Among them are Aird & Berlis LLP, Cassels Brock & Blackwell LLP, and WeirFoulds LLP.

“The heart of the private equity sector is in the mid-market, which is in the range of $100 million of transaction value,” says Tony Gioia of Aird & Berlis. “That’s been our focus for a long time and we’ve had at least 20-per-cent growth since the beginning of 2004.”

To some extent, however, these firms face a conundrum: they may not be competing with the megafirms, but the megafirms are starting to compete with them.

“We’re seeing more and more of these large firms in the mid-market, even though they claim not to compete with us,” Gioia says. “What this tells me is that the megadeals don’t put numbers up on a recurrent basis.

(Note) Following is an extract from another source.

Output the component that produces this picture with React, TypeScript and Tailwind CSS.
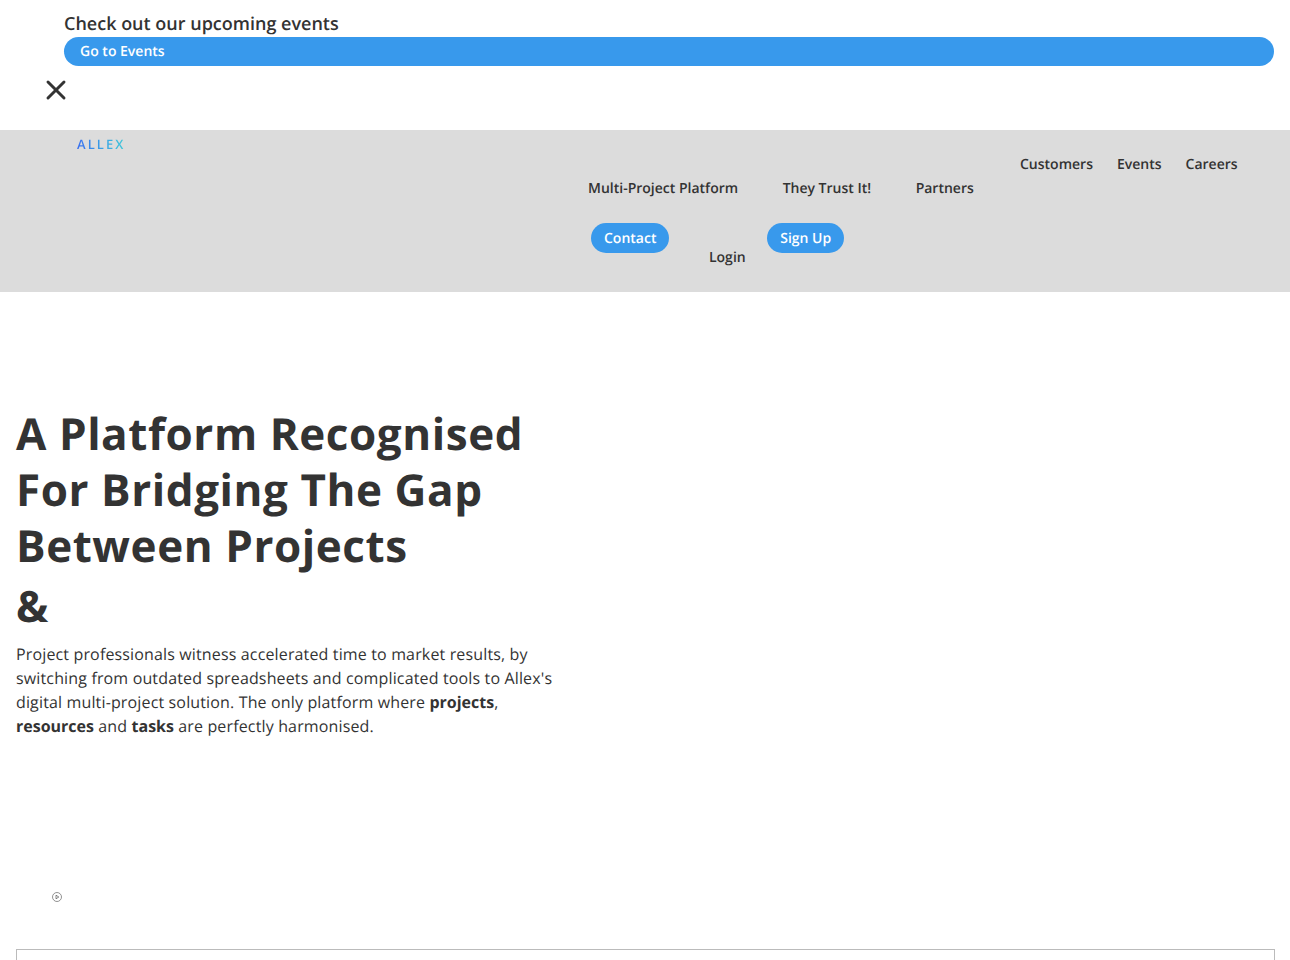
import { X } from "lucide-react";

const font = { fontFamily: '"Open Sans", sans-serif' };

const NavLink = ({ label, className = "" }: { label: string; className?: string }) => (
  <a className={`text-[14px] leading-[24px] font-semibold text-[#333] ${className}`}>{label}</a>
);

const App = () => {
  return (
    <div style={font} className="h-screen overflow-hidden bg-white text-[#333] antialiased [text-rendering:geometricPrecision]">
      {/* events banner */}
      <div className="h-[130px] pt-[11px]">
        <div className="pl-[64px] pr-[16px]">
          <p className="text-[18px] leading-[26px] font-semibold">Check out our upcoming events</p>
          <a className="block h-[29px] rounded-full bg-[#3899ec] px-4 text-[14px] leading-[29px] font-semibold text-white">
            Go to Events
          </a>
        </div>
        <div className="mt-[8px] pl-[40px]">
          <X className="h-8 w-8 text-[#333]" strokeWidth={2.2} />
        </div>
      </div>

      {/* nav */}
      <nav className="flex h-[162px] bg-[#dcdcdc]">
        <div className="w-[588px] pl-[77px] pt-[6px]">
          <span className="block w-fit bg-gradient-to-r from-[#3a6ff0] to-[#42c8d8] bg-clip-text text-[13px] leading-[16px] font-semibold tracking-[0.16em] text-transparent">
            ALLEX
          </span>
        </div>
        <div className="flex-1 pt-[23px]">
          <div className="flex gap-[24px] pl-[432px]">
            <NavLink label="Customers" />
            <NavLink label="Events" />
            <NavLink label="Careers" />
          </div>
          <div className="flex gap-[44.5px]">
            <NavLink label="Multi-Project Platform" />
            <NavLink label="They Trust It!" />
            <NavLink label="Partners" />
          </div>
          <div className="mt-[22px] flex items-start pl-[3px]">
            <a className="h-[30px] rounded-full bg-[#3899ec] px-[13px] text-[14px] leading-[31px] font-semibold text-white">
              Contact
            </a>
            <NavLink label="Login" className="mt-[23px] ml-[39.5px]" />
            <a className="ml-[21.5px] h-[30px] rounded-full bg-[#3899ec] px-[13px] text-[14px] leading-[31px] font-semibold text-white">
              Sign Up
            </a>
          </div>
        </div>
      </nav>

      {/* hero */}
      <section className="px-4 pt-[113px]">
        <h1 className="text-[44px] leading-[56px] font-bold tracking-[0.57px]">
          A Platform Recognised
          <br />
          For Bridging The Gap
          <br />
          Between Projects
        </h1>
        <p className="mt-[5px] text-[43px] leading-[56px] font-bold">&amp;</p>
        <p className="mt-[8px] w-[545px] text-[16px] leading-[24px] tracking-[0.145px]">
          Project professionals witness accelerated time to market results, by switching from outdated
          spreadsheets and complicated tools to Allex's digital multi-project solution. The only platform
          where <b className="tracking-normal">projects</b>, <b className="tracking-normal">resources</b> and{" "}
          <b className="tracking-normal">tasks</b> are perfectly harmonised.
        </p>
      </section>

      {/* video */}
      <div className="mt-[154px] pl-[52px]">
        <svg width="10" height="10" viewBox="0 0 10 10" fill="none" className="block">
          <circle cx="5" cy="5" r="4.5" stroke="#777" strokeWidth="0.8" />
          <path d="M4 3.2 L6.8 5 L4 6.8 Z" stroke="#555" strokeWidth="0.7" fill="none" />
        </svg>
      </div>
      <div className="mx-4 mt-[47px] h-[300px] w-[1259px] border border-[#bbb]" />
    </div>
  );
};

export default App;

It also tells me the big firms realize that this sector is still in the greenfields stage and that it has a big future.”

Donovan sees the mid-market as an economic necessity. “There just aren’t enough big deals to sustain the deal flow a large Canadian firm needs,” he says.

And John Leopold of Stikeman Elliott LLP is even more emphatic. “The Canadian mid-market is $100 million to $400 million. “That’s where the big activity is and that’s where our sweet spot is, even though we get a large chunk of the megadeals.”

Not all mid-market transactions are appealing to the large firms, however.

“Private transactions are very sophisticated transactions where the bills can add up very quickly,” says Leopold. “So we look at mandates on a case-by-case basis, and we won’t do it where it doesn’t make economic sense for us or the client.”

But they may make economic sense to Aird & Berlis, or national firms like Heenan Blaikie LLP or Gowlings, whose M&A departments don’t have quite the reputation shared by the top-tier business law firms.

“On virtually all private equity deals in the mid-cap range, you see a mid-size firm on for the target and you might also see them on the buy side where the acquisition money is Canadian,” says Mark Trachuk, head of Osler Hoskin & Harcourt LLP’s corporate group. “Smaller firms are going to be more active in this market because deals under $500 million are their bread and butter.”